If you had invested in it at launch.. well think of it this way.. you could have bought a whole Sachertorte for €59 instead. Because of inflation, you will be able to buy some crumbs; about 17 grammes of a 1 kilo Sachertorte at maturity when you get that €59 back. Investment brilliance.

Finally, she-who-is-Mrs-Blain and I took a few days off to go sailing last week. We reached some pretty momentous conclusions about life and the meaning of everything – they key thing being we need a new more cruising orientated boat. We are getting too old for the pair of us to be jumping round a race-yacht in 25 knots of wind at this stage of life. Batfish 5 is going up for sale.. and we’re looking for a more comfortable Batfish 6.

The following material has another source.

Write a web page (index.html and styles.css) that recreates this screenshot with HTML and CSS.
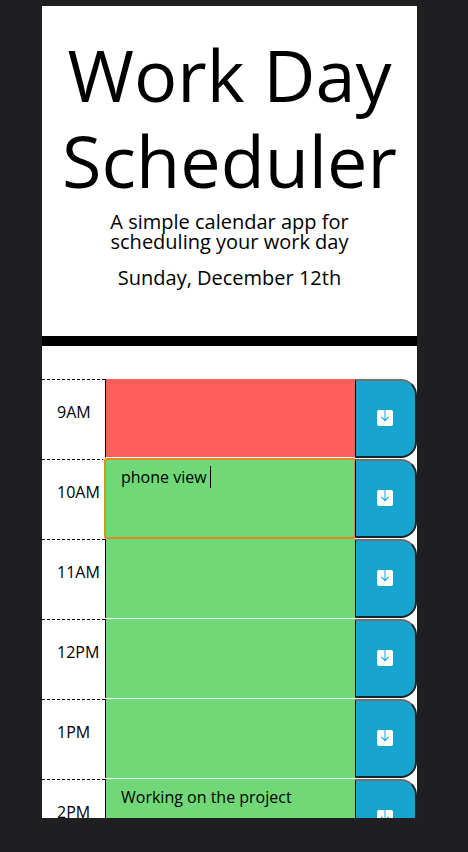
FILE: index.html
```html
<!DOCTYPE html>
<html lang="en">
<head>
<meta charset="utf-8">
<title>Work Day Scheduler</title>
<link rel="stylesheet" href="styles.css">
</head>
<body>
<svg class="defs" aria-hidden="true"><symbol id="save" viewBox="0 0 16 16"><path fill="#fff" d="M2 0H7.5V9.3L5 6.8A.5.5 0 0 0 4.2 7.6L7.6 11A.5.5 0 0 0 8.4 11L11.8 7.6A.5.5 0 0 0 11 6.8L8.5 9.3V0H14A2 2 0 0 1 16 2V14A2 2 0 0 1 14 16H2A2 2 0 0 1 0 14V2A2 2 0 0 1 2 0Z"/></symbol></svg>
<main class="phone">
  <header class="jumbotron">
    <h1>Work Day Scheduler</h1>
    <p class="lead">A simple calendar app for scheduling your work day</p>
    <p class="lead">Sunday, December 12th</p>
  </header>
  <section class="schedule">
    <div class="row"><div class="hour">9AM</div><div class="entry present"></div><button class="save" aria-label="Save"><svg><use href="#save"/></svg></button></div>
    <div class="row"><div class="hour">10AM</div><div class="entry focused">phone view <span class="caret"></span></div><button class="save" aria-label="Save"><svg><use href="#save"/></svg></button></div>
    <div class="row"><div class="hour">11AM</div><div class="entry"></div><button class="save" aria-label="Save"><svg><use href="#save"/></svg></button></div>
    <div class="row"><div class="hour">12PM</div><div class="entry"></div><button class="save" aria-label="Save"><svg><use href="#save"/></svg></button></div>
    <div class="row"><div class="hour">1PM</div><div class="entry"></div><button class="save" aria-label="Save"><svg><use href="#save"/></svg></button></div>
    <div class="row"><div class="hour">2PM</div><div class="entry">Working on the project</div><button class="save" aria-label="Save"><svg><use href="#save"/></svg></button></div>
  </section>
</main>
</body>
</html>
```
FILE: styles.css
```css
* { box-sizing: border-box; }
body {
  margin: 0;
  height: 852px;
  padding: 6px 0 0 42px;
  overflow: hidden;
  background: #1f1f21;
  color: #000;
  font: 16px/24px "Open Sans", sans-serif;
}
.defs { display: none; }
.phone {
  width: 375px;
  height: 812px;
  overflow: hidden;
  background: #fff;
}
.jumbotron {
  height: 340px;
  padding: 25px 15px 0;
  border-bottom: 10px solid #000;
  text-align: center;
}
h1 {
  margin: 0 0 8px;
  font-size: 72px;
  font-weight: 400;
  line-height: 1.2;
}
.lead {
  width: 260px;
  margin: 0 auto 16px;
  font-size: 20px;
  line-height: 20px;
}
.schedule { padding-top: 33px; }
.row {
  display: grid;
  grid-template-columns: 63px 250px 62px;
  height: 80px;
}
.hour {
  padding: 20px 0 0 15px;
  border-top: 1px dashed #000;
}
.entry {
  height: 79px;
  padding: 6px 15px;
  border-left: 1px solid #000;
  background: #70d877;
  white-space: pre;
}
.present { background: #ff5f5b; }
.focused {
  outline: 2px solid #e28c27;
  outline-offset: -1px;
  border-radius: 2px;
  border-left-color: #e28c27;
  box-shadow: 0 0 0 2px #fff;
}
.caret {
  display: inline-block;
  width: 1px;
  height: 22px;
  margin-left: -1px;
  background: #000;
  vertical-align: -5px;
}
.save {
  position: relative;
  display: flex;
  align-items: center;
  justify-content: center;
  height: 79px;
  padding: 0 2px 1px 0;
  border: 2px solid;
  border-color: #707070 #202124 #202124 #000;
  border-left-width: 1px;
  border-radius: 0 16px 16px 0;
  background: #17a5d0;
}
.save svg { width: 16px; height: 16px; }
```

Five Things To Read This Morning

WSJ                 A Soft Corporate Earnings Season Poses Next Test for Stock Market Rally

FT                    Financial storm bears down on US commercial real estate

FT                    Bond bull markets: lessons from the past

BBerg              There’s more pain on the way for S&P500 as Profit Warnings Loom, Investors Say

CleanTech       Toyota Claims Solid-State Battery Has 745 Mile Range, 10 Min Charging Time

Out of time, and back to the day job with a vengeance…

Bill Blain

Strategist – Shard Capital


  1. You’ve got me curious about Will Nutting. Do you have a link to his article about China?

    Thank you.

    • Here are Will Nuttings Comments.
      You can find him on:

      China Demographics: What if the Chinese population is actually 1 billion and not 1.44bn!? What if Beijing has totally overestimated the birth-rate in china and totally underestimated female infanticide? (This could be like Russia in the mid-80’s when their economy was found to be much smaller and weaker than people thought. Some fascinating work behind this. In 1995 data was 850m going to to 950/1bn for 2020. Assumed now to be 1.44bn imminently. There is some fascinating analysis I am told corroborated by 3 independent sources. The 1st based on Salt consumption. The 2nd Moscow academy of scientists (as credible as MIT, Oxford etc) data skewed on double-counting for justifying higher regional govt spending. The 3rd data point from NASA using night pollution and using this to estimate GNP. Then there is the dark-web data-base that alludes to formal census and Govt work (now denied) of <1bn. You may ask SO WHAT? : well what if this is a centralised economy that might simply be believing its own garbage that has been over building infrastructure & housing. Go around the major cities at night and there are way too few lights on in major apartment blocks. Whatsmore ask anyone who has ever seen or experienced crowding like you would in New Delhi, Sao Paolo or even Oxford street on a Saturday afternoon. Chinas’ empty cities seem to be the reality few are talking about anymore...(Thx M Latham/ Commodity intelligence). As an aside: see the latest Singapore Population data from 2022? Births were down 8pc YoY to just 35k. Deaths up a whopping 10.7% YoY; highest No since 1960!